February 27, 2016 § 25 Comments
“Do or do not, there is no try.”
This was recently lectured at me and it sounded way too fancy for this particular person to have dreamed up, so I Googled it and found that, of course, it came from a movie and, of course, from Star Wars which means, of course, that everyone knows about it except me.
I saw Star Wars once in 1977, thought it was a pleasantly funny movie, and haven’t thought about it since.
Apparently, I don’t know the “there is no try” thingy because it comes from the Yoda movie, which I never saw, but which was alleged to be more philosophically deep than Plato. Not bad for a muppet.
The context of my buddy’s comment was, of course, bike racing. “Why do something that you’re not gonna win?” he asked. “No one gives a shit if you try. Trying’s for losers. Either win it or don’t.”
“Yeah!” I said, and dashed off to the race next morning all prepared to fuck trying and get on with DOING, i.e. WINNING. BECAUSE TRYING IS FOR LOSERS AND I’M TIRED OF TRYING.
Unfortunately, instead of doing, I wound up with another 19-placed try.
To rub salt in the wound, the friend texted me that afternoon. “Did you DO?” he asked.
“Fuck off, you petersnizzle,” I almost texted. Then, remembering that Manslaughter is a subscriber, I refrained, and figured I’d respond in my blog, which he never reads past the first paragraph to see if he’s mentioned in it.
I think a lot of people subscribe to the Muppet Philosophy of It’s Better to Stay Home Than to Fail, and not just in bike racing. This is why couches keep getting bigger: They have accommodate ever-widening asses.
It’s very different from how things used to be when I went to Japan in 1987.
Of all the things that struck me most, aside from the squat toilets, the strikingest was the notion of “ganbaru,” or “try your hardest.” There wasn’t a word for “talented” in the way we use it to explain success. No one ever said, “He’s a talented athlete” as an explanation for a victory. But you couldn’t get through ten seconds of an interview with an athlete without him saying he was gonna “ganbaru” and he “hoped to ganbaru” and his analysis of the race was that he was gonna “ganbaru his ass off.”
The problem with getting your life lessons from a muppet in a bad movie, aside from the obvious, is that in order to win something you had to try at it. And since no one always wins, it means that sometimes you gave it your best shot and fell short, and instead of a trophy and the top step all you got was fifteenth place and a “try.” And since you never know whether this particular try is going to result in victory or defeat, and since all victories require the try, if you want any hope of winning you have to try.

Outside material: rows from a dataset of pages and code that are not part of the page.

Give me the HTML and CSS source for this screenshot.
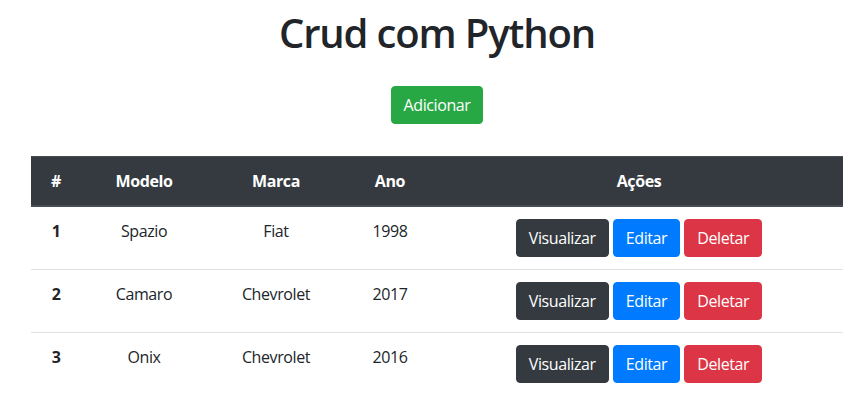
FILE: index.html
```html
<!DOCTYPE html>
<html lang="pt-br">
<head>
<meta charset="utf-8">
<title>Crud com Python</title>
<link rel="stylesheet" href="styles.css">
</head>
<body>
<div class="page">
  <h1 class="title">Crud com Python</h1>
  <div class="add-row"><a class="btn btn-success" href="#">Adicionar</a></div>
  <table class="table">
    <thead>
      <tr>
        <th class="c-id">#</th>
        <th class="c-model">Modelo</th>
        <th class="c-brand">Marca</th>
        <th class="c-year">Ano</th>
        <th class="c-actions">Ações</th>
      </tr>
    </thead>
    <tbody>
      <tr>
        <th>1</th><td>Spazio</td><td>Fiat</td><td>1998</td>
        <td><div class="actions"><a class="btn btn-dark" href="#">Visualizar</a><a class="btn btn-primary" href="#">Editar</a><a class="btn btn-danger" href="#">Deletar</a></div></td>
      </tr>
      <tr>
        <th>2</th><td>Camaro</td><td>Chevrolet</td><td>2017</td>
        <td><div class="actions"><a class="btn btn-dark" href="#">Visualizar</a><a class="btn btn-primary" href="#">Editar</a><a class="btn btn-danger" href="#">Deletar</a></div></td>
      </tr>
      <tr>
        <th>3</th><td>Onix</td><td>Chevrolet</td><td>2016</td>
        <td><div class="actions"><a class="btn btn-dark" href="#">Visualizar</a><a class="btn btn-primary" href="#">Editar</a><a class="btn btn-danger" href="#">Deletar</a></div></td>
      </tr>
    </tbody>
  </table>
</div>
</body>
</html>
```
FILE: styles.css
```css
* { box-sizing: border-box; }
html, body { margin: 0; padding: 0; background: #fff; }
body {
  font-family: "Open Sans", "Noto Sans", "Liberation Sans", sans-serif;
  font-size: 16px;
  line-height: 1.5;
  color: #212529;
  letter-spacing: -0.4px;
}
.page {
  width: 812px;
  margin-left: 31px;
  padding-top: 9px;
}
.title {
  margin: 0 0 29px;
  font-size: 40px;
  font-weight: 600;
  line-height: 48px;
  letter-spacing: -1.15px;
  text-align: center;
}
.add-row {
  display: flex;
  justify-content: center;
  margin-bottom: 32px;
}
.btn {
  display: inline-block;
  padding: 6px 12px;
  font-size: 16px;
  line-height: 24px;
  border-radius: 4px;
  color: #fff;
  text-decoration: none;
  border: 1px solid transparent;
}
.btn-success { background: #28a745; border-color: #28a745; }
.btn-dark { background: #343a40; border-color: #343a40; }
.btn-primary { background: #007bff; border-color: #007bff; }
.btn-danger { background: #dc3545; border-color: #dc3545; }

.table {
  width: 100%;
  border-collapse: collapse;
  text-align: center;
}
.table th, .table td {
  padding: 12px;
  vertical-align: top;
  border-top: 1px solid #dee2e6;
}
.table thead th {
  background: #343a40;
  color: #fff;
  font-weight: 700;
  border-top-color: #454d55;
  border-bottom: 2px solid #454d55;
}
.table tbody th { font-weight: 700; }
.c-id { width: 50px; }
.c-model { width: 126px; }
.c-brand { width: 138px; }
.c-year { width: 90px; }
.actions {
  display: flex;
  justify-content: center;
  gap: 4px;
}
```
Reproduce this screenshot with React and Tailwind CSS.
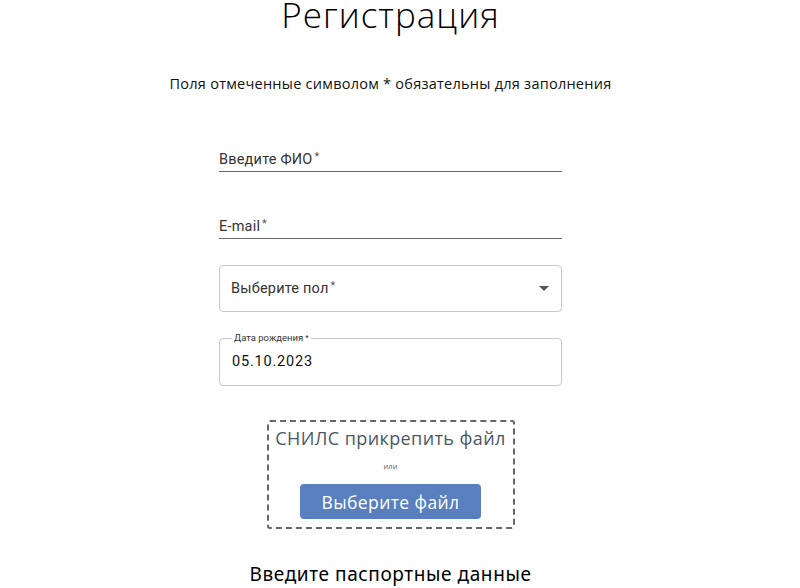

It doesn’t make for warm couches with big, permanent ass-indentations.
And in bike racing, where the winningest pro of all time *only* won a third of his races, and where winning a single monument among a career of losses makes you a giant of the sport, it seems like not only is there try, but try is pretty much all there is. Servais Knaven tried really hard one day, like he’d been trying his whole life, and wound up kissing and hoisting the pave on the velodrome at Roubaix.
I’m heading out to the Boulevard RR shortly, Manslaughter. I may do. I will definitely try. And thank you for subscribing!